According to the State of Snacking Report issued this week by Ritz and Oreo maker Mondelēz International and Harris Poll, nine in 10 global consumers are concerned about inflation, while over half report that they are paying more for groceries now than at this time last year.

Yet snacks are remaining resilient in the consumer mind. The report found:

  • Three-quarters of respondents said they always find room in their budget for snacks, and 80% of millennials do.
  • About two-thirds of consumers agreed with the statement: “In tough times, snacks are the one thing I can count on.”
  • Six-in-10 said snacking helps them take their mind off the world.
  • Two-thirds of consumers said they would buy less of their favorite brand of snack, rather than opt for a private label.

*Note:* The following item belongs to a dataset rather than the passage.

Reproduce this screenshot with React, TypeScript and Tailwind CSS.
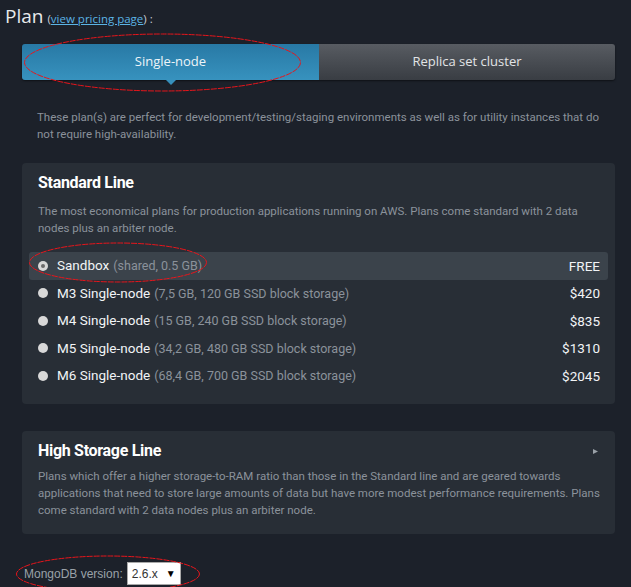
import React from "react";

const rows = [
  { name: "Sandbox", spec: "(shared, 0.5 GB)", price: "FREE", selected: true },
  { name: "M3 Single-node", spec: "(7,5 GB, 120 GB SSD block storage)", price: "$420" },
  { name: "M4 Single-node", spec: "(15 GB, 240 GB SSD block storage)", price: "$835" },
  { name: "M5 Single-node", spec: "(34,2 GB, 480 GB SSD block storage)", price: "$1310" },
  { name: "M6 Single-node", spec: "(68,4 GB, 700 GB SSD block storage)", price: "$2045" },
];

export default function App() {
  return (
    <div
      className="relative w-[631px] h-[587px] overflow-hidden bg-[#1c212a] text-white"
      style={{ fontFamily: "Roboto, 'Liberation Sans', sans-serif" }}
    >
      <div>
        <div className="pl-[5px] pt-[2px] h-[32px] flex items-baseline" style={{ fontFamily: "'Open Sans', sans-serif" }}>
          <span className="text-[19px] text-[#e8eaec]">Plan</span>
          <span className="text-[11.5px] text-[#c9cdd2] ml-[4px]">
            (<span className="text-[#5bb4e5] underline">view pricing page</span>) :
          </span>
        </div>

        <div className="ml-[22px] mr-[16px] mt-[12px] flex h-[36px] rounded-[3px] shadow-[0_1px_2px_rgba(0,0,0,0.5)]" style={{ fontFamily: "'Open Sans', sans-serif" }}>
          <div className="relative w-[297px] rounded-l-[3px] bg-gradient-to-b from-[#2879a5] to-[#3792be] flex items-center justify-center text-[13px] text-[#eef4f8]">
            Single-node
            <div className="absolute left-1/2 -translate-x-1/2 bottom-[-5px] w-0 h-0 border-l-[5px] border-r-[5px] border-t-[5px] border-l-transparent border-r-transparent border-t-[#3690bc]" />
          </div>
          <div className="flex-1 rounded-r-[3px] bg-gradient-to-b from-[#585c62] to-[#393d43] flex items-center justify-center text-[13px] text-[#e2e4e6]">
            Replica set cluster
          </div>
        </div>

        <p className="ml-[37px] mr-[24px] mt-[29px] text-[11.5px] leading-[17px] text-[#8b929b]">
          These plan(s) are perfect for development/testing/staging environments as well as for utility instances that do not require high-availability.
        </p>

        <div className="ml-[22px] mr-[16px] mt-[20px] h-[241px] rounded-[4px] bg-[#282e36] pt-[9px]">
          <h2 className="ml-[16px] text-[16px] font-bold tracking-[-0.3px] text-white leading-[22px]">Standard Line</h2>
          <p className="ml-[16px] mr-[16px] mt-[9px] text-[11.5px] leading-[17px] text-[#8b929b]">
            The most economical plans for production applications running on AWS. Plans come standard with 2 data nodes plus an arbiter node.
          </p>
          <div className="mt-[15px] mx-[7px] flex flex-col">
            {rows.map((r) => (
              <div
                key={r.name}
                className={`h-[27.5px] flex items-center pl-[9px] pr-[8px] rounded-[3px] ${r.selected ? "bg-[#3b434b]" : ""}`}
              >
                <span className="w-[10px] h-[10px] rounded-full bg-[#d8d8d8] flex items-center justify-center">
                  {r.selected && <span className="w-[4px] h-[4px] rounded-full bg-[#6b6b6b]" />}
                </span>
                <span className="ml-[9px] flex items-baseline">
                  <span className="text-[13.5px] text-[#f2f4f6]">{r.name}</span>
                  <span className="ml-[4px] text-[12.5px] text-[#8b929b]">{r.spec}</span>
                </span>
                <span className="ml-auto text-[13.5px] text-[#f2f4f6]">{r.price}</span>
              </div>
            ))}
          </div>
        </div>

        <div className="ml-[22px] mr-[16px] mt-[27px] h-[103px] rounded-[4px] bg-[#282e36] pt-[9px]">
          <div className="flex items-center">
            <h2 className="ml-[16px] text-[16px] font-bold tracking-[-0.3px] text-white leading-[22px]">High Storage Line</h2>
            <svg className="ml-auto mr-[16px]" width="7" height="7" viewBox="0 0 7 7">
              <path d="M1 1 L6 3.5 L1 6 Z" fill="#9aa1a8" />
            </svg>
          </div>
          <p className="ml-[16px] mr-[8px] mt-[6px] text-[11.5px] leading-[17px] text-[#8b929b]">
            Plans which offer a higher storage-to-RAM ratio than those in the Standard line and are geared towards applications that need to store large amounts of data but have more modest performance requirements. Plans come standard with 2 data nodes plus an arbiter node.
          </p>
        </div>

        <div className="mt-[28px] ml-[24px] flex items-center">
          <span className="text-[12px] text-[#9aa1a8]" style={{ fontFamily: "'Liberation Sans', sans-serif" }}>MongoDB version:</span>
          <div className="ml-[4px] w-[54px] h-[23px] bg-white border border-[#a9a9a9] flex items-center pl-[4px] pr-[4px]" style={{ fontFamily: "'Liberation Sans', sans-serif" }}>
            <span className="text-[12px] text-[#333]">2.6.x</span>
            <span className="ml-auto text-[10px] text-black">▼</span>
          </div>
        </div>
      </div>

      <svg className="absolute inset-0 pointer-events-none" width="631" height="587" viewBox="0 0 631 587">
        <g fill="none" stroke="#e8151b" strokeWidth="1" strokeDasharray="6 1">
          <ellipse cx="162.5" cy="62.5" rx="138" ry="28.5" />
          <ellipse cx="118" cy="262.5" rx="88.5" ry="19.5" />
          <ellipse cx="108" cy="574" rx="91.5" ry="18" />
        </g>
      </svg>
    </div>
  );
}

It underscores another unique place that snacks have in our lives: They are an affordable luxury. It's the kind of every day splurge that people turn to when they want a bit of indulgence, or even to make themselves feel better in a tough time. Former Estée Lauder chairman Leonard Lauder coined the “lipstick index” to describe a similar phenomenon that drove beauty sales up during a recession. Now it is playing out during this era of pullback in snacking, as well. There was no better sign of this than a Frito Lay multipack becoming the sixth-most-purchased item on an Amazon Prime Day that fell near the peak of inflation, according to Numerator.

Call it the Oreo effect.

Supply chain issues also played a role in shaping snacking, but with a silver lining. While just over half of consumers experienced a shortage or delay in receiving snacks over the last year, it also opened up new opportunities.

Six in 10 said supply chain issues led them to be more open to trying different kinds of snacks, with Gen Z and millennials coming in 70%. Three quarters also agree that “bigger brands are better equipped to deliver during challenging times.”

“Our State of Snacking report confirms that in these trying times, consumers around the world view their favorite snacks as affordable and necessary indulgences,” said Dirk Van de Put, CEO of Mondelēz International, in a statement. “Snacking continues to be a way for consumers to connect or to enjoy a moment of delight in their day, further demonstrating our belief that every snack can be enjoyed in a mindful way.”

Here are a few more insights about the role snacks play in consumers' lives from the report:

  • Snack times: 71% of consumers snack at least twice a day.
  • Savoring it: 78% of consumers report they take time to savor indulgent snacks, while 61% say they take time to portion out snacks before eating them.
  • Between all meals: About 55% reported a higher likelihood to eat a snack across all three standard mealtimes.
  • Sustainability: Seven in 10 consumers said they prioritize snacks that have less packaging, and 72% said they typically recycle it.